Beethoven's keyboard would have been equal-tempered, as equal temperament had been around for since the late Baroque. And this piece was written for piano, not a choir or instrumental ensemble that (I agree) would have (and still would, for that matter) treated the notes A-sharp and B-flat differently. So yes, B-flat and A-sharp do (and did) sound the same, but in the above example, the same sounding harmony is treated differently. We are set up for the expectation of the A-sharp (heard as B-flat by the listener who can't see the score and assumes the harmony is V7 of IV) to fall to A-natural. The interval of a minor 7th (between the bass and the 7th of the V7) has a strong tendency to resolve to a 3rd (the 7th falls by step and the bass skips up a 4th). In this case, Beethoven both spells and resolves the interval as an augmented 6th, and the tendency of an augmented 6th is to resolve out to an octave.
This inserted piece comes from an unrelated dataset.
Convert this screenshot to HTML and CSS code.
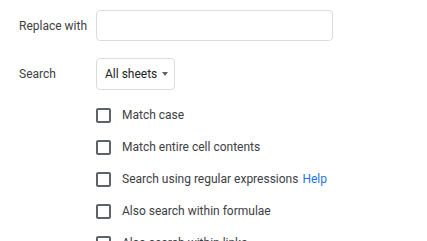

The resulting harmonic motion allows for the modulation to E major.
So in the end, it is one sounding interval (a minor 7th or an augmented 6th) that has the possibility to resolve in 2 different ways.
There is actually a great deal of evidence that although equal temperament was in existence it was not the norm, including extensive classic descriptions of the differences in the moods of various key signatures, since in mean tone each key signature has a unique tuning, there are many more than this one link regarding classic tuning schemes.
www.kylegann.com/histune.html
like tritone substitution?
Same notes, but the difference between an augmented 6th chord and a tritone substitution is what it resolves to.